- [Material]
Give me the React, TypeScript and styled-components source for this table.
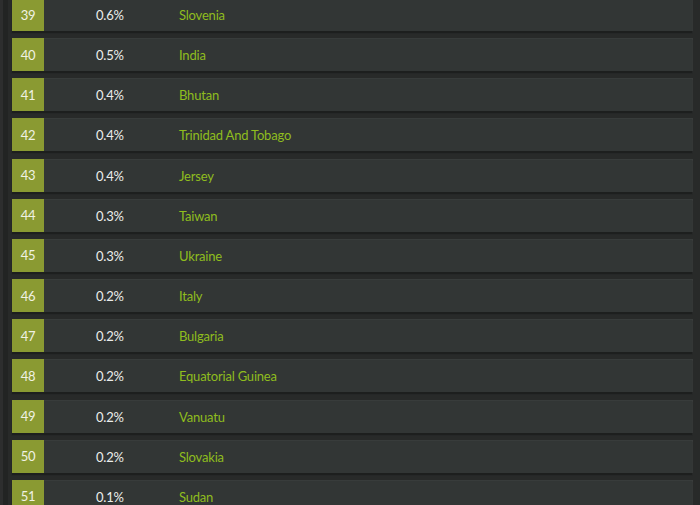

==

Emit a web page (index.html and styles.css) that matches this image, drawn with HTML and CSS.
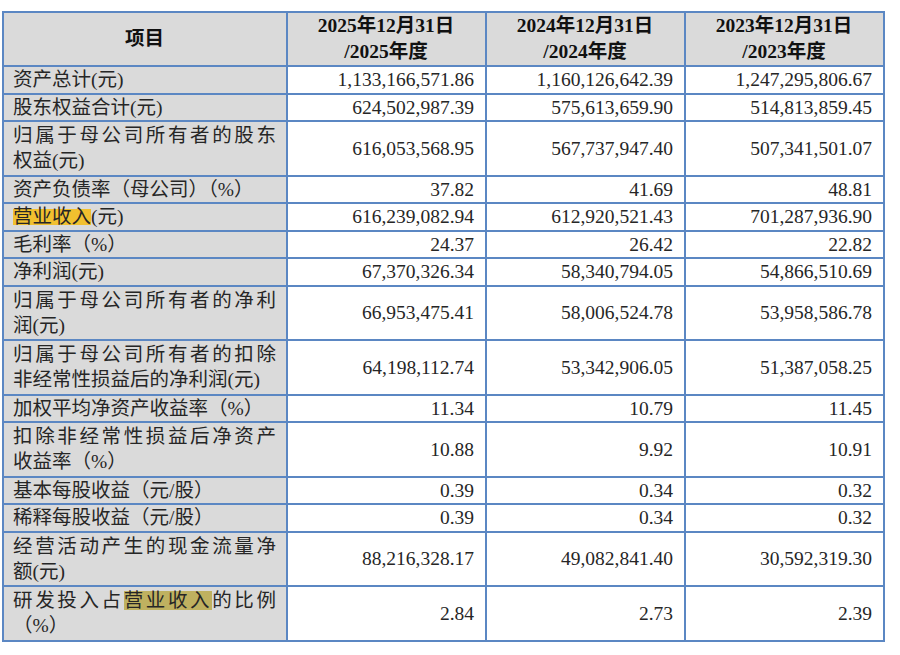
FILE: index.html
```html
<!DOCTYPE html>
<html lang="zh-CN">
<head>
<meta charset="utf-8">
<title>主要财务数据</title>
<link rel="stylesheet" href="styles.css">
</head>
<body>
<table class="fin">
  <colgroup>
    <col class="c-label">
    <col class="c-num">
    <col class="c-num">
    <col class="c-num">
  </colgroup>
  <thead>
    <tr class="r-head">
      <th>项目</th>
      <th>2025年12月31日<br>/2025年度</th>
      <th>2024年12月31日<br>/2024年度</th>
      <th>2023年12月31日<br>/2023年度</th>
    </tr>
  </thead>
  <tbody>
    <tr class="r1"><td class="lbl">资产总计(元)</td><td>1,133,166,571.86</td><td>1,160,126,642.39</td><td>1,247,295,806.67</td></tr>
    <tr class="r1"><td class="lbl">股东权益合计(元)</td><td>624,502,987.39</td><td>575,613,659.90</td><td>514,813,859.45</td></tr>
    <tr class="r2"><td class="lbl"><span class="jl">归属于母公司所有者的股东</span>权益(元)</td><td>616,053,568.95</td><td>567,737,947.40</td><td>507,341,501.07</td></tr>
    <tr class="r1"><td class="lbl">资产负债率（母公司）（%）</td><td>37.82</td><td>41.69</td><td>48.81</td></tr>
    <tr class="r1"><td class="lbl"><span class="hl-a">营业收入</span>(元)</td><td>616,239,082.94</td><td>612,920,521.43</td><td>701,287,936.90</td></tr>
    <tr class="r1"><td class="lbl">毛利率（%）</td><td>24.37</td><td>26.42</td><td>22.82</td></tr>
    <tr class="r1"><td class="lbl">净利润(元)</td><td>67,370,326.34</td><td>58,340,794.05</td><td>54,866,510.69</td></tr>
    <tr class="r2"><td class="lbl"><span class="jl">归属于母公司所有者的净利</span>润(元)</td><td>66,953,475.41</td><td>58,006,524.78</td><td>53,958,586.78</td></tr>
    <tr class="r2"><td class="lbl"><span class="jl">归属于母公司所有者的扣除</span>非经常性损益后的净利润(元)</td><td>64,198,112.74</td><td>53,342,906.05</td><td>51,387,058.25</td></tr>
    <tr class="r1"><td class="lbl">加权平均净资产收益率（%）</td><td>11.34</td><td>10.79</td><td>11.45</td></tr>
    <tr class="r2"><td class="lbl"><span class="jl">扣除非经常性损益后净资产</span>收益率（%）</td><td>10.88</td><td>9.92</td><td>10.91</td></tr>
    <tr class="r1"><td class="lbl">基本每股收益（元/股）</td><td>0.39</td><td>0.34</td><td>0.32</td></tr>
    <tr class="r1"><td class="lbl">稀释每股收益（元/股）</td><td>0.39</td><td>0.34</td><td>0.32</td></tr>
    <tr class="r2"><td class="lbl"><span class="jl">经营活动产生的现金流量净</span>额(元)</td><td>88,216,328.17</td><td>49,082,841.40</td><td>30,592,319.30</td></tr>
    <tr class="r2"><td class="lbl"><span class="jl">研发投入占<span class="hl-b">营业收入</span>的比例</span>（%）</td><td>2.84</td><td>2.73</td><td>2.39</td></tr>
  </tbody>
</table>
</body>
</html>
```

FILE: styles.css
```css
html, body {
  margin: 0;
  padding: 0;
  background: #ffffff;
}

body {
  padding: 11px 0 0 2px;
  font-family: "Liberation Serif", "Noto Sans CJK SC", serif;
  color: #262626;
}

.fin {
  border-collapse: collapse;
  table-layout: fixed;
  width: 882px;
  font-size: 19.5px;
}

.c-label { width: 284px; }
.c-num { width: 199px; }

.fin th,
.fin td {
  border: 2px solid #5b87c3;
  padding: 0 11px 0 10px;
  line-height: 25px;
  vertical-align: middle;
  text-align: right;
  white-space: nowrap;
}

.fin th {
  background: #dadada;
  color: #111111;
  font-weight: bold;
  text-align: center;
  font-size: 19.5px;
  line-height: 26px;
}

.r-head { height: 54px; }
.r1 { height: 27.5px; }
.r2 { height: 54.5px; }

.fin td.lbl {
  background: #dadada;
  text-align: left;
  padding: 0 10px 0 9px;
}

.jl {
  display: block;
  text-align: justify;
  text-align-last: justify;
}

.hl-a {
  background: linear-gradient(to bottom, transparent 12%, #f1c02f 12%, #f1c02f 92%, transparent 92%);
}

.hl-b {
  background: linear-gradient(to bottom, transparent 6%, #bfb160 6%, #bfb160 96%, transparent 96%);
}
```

- [Required work]
Give the number of lines in the records that contain the string "index", with no other output.

- [Result of this task]
2